The Code
So, after trying the orthodox approach, I started again. I broke the
rule about parsing HTML with regular expressions and wrote the
following code:
#!usr/bin/perl -w
use strict;
my (@s) = m{
> # close of previous tag
([^<]+) # text (name of part, e.g., q/BLACK CARTRIDGE/)
<br>
([^<]+) # part number (e.g., q/HP Part Number: HP C9724A/+)

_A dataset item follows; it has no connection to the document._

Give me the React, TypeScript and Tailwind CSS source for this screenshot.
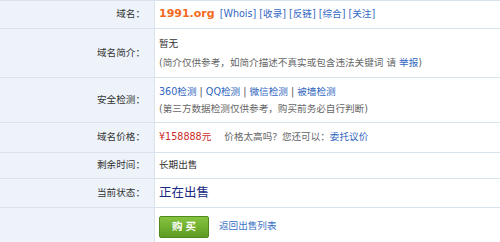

(?:<[^>]+>\s*){4} # separated by four tags
(\d+) # percent remaining
| # --or--
(?:
# different text values
(?:
Pages\sRemaining
| Low\sReached
| Serial\sNumber
| Pages\sprinted\swith\sthis\ssupply
) : (?:\s*<[^>]+>){6}\s* # colon, separated by six tags
# or just this, within the current element
| Based\son\shistorical\s\S+\spage\scoverage\sof\s
)
(\w+) # and the value we want
}gx;
A single regular expression (albeit with a /g
modifier for global matching) pulls out all I want. Actually,
it's not quite perfect, since the resulting array
also fills up with a pile of undefs, the unfilled
parenthesis on the opposite side of the |
alternation to the match. This is easily handled with a simple
next unless$index addition to
any foreach loop on @s.
Is the code fragile? Not really. The HTML has errors in it, such as
<td valign= op">, which can trip up some
modules that expect perfectly formed HTML, but
HTML::TreeBuilder coped just fine with this too.